Runs at 300 KW per month


this makes feel happy that I can just dump my stuff in the food waste bin including food soiled papers and compostable plastics and the city will take to a giant industrial compost site.


Actually we have municipal composting in my area, but the reason that I am excited about this machine isn’t the waste management aspect of it, but the production of compost, and also the convenience. Y’see, I live in a fourth-floor walkup, which means that I try to make the trip down to the building’s trash cans as infrequently as possible. Also, it means that everything that comes up to my apartment requires a lot of labor. I have a rooftop garden, so it makes a lot of sense for me to keep as much of my food waste upstairs as possible, and turn it in to compost for the garden - saves me a lot of trips to the trash can, and means I don’t need to haul as much soil/fertilizer up.

I should also mention that I have tried conventional composting but that, mostly because of my laziness, I have not gotten good results from that, and I now refer to my rooftop compost bin as an artisinal maggot farm.

That is a strange number from the Wayfair site. The box and specs on the FoodCycler site says it runs on 500w. I’m not sure whether it draws that much through the entire cycle, or only when heating (I’m curious enough that I might actually get an energy monitor or something). That does seem like a lot of power though. If I run it twice a week for three hours and it’s max power the whole way through, that would be 8 kWh, and would cost about a dollar a month, if I’m doing the math right.
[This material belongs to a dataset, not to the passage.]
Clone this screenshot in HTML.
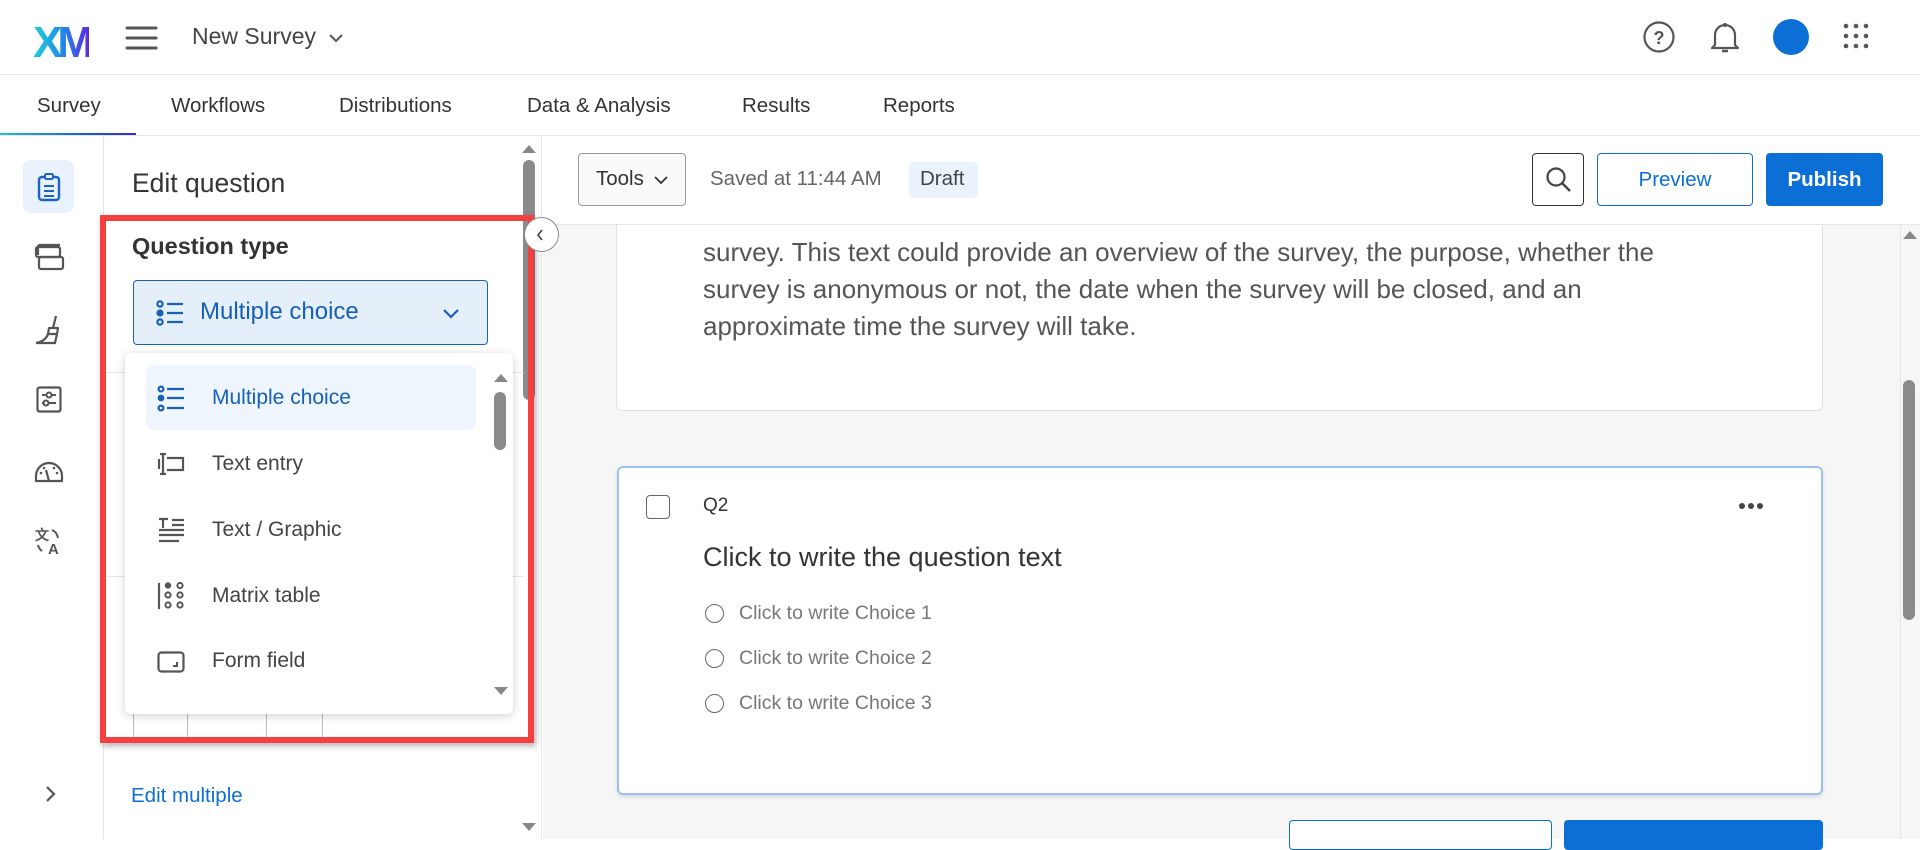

Did it come with any sort of powder or other additive? I’ve meant to look into these things to see if they’re essentially bokashi composting.


No - no additives needed. That’s one of the advantages of this device.

That does look like a good technique though - might be good for my regular compost if I find the need to keep that going.

Well, bokashi doesn’t require power, but hunting down or making the additive can be a total PITA. So if your wee unit keeps happily humming along (providing it’s not costing the bomb in hydro), it sounds like it may be a better solution. If you can get into the habit of running it two or three times a week, sounds like it’ll work!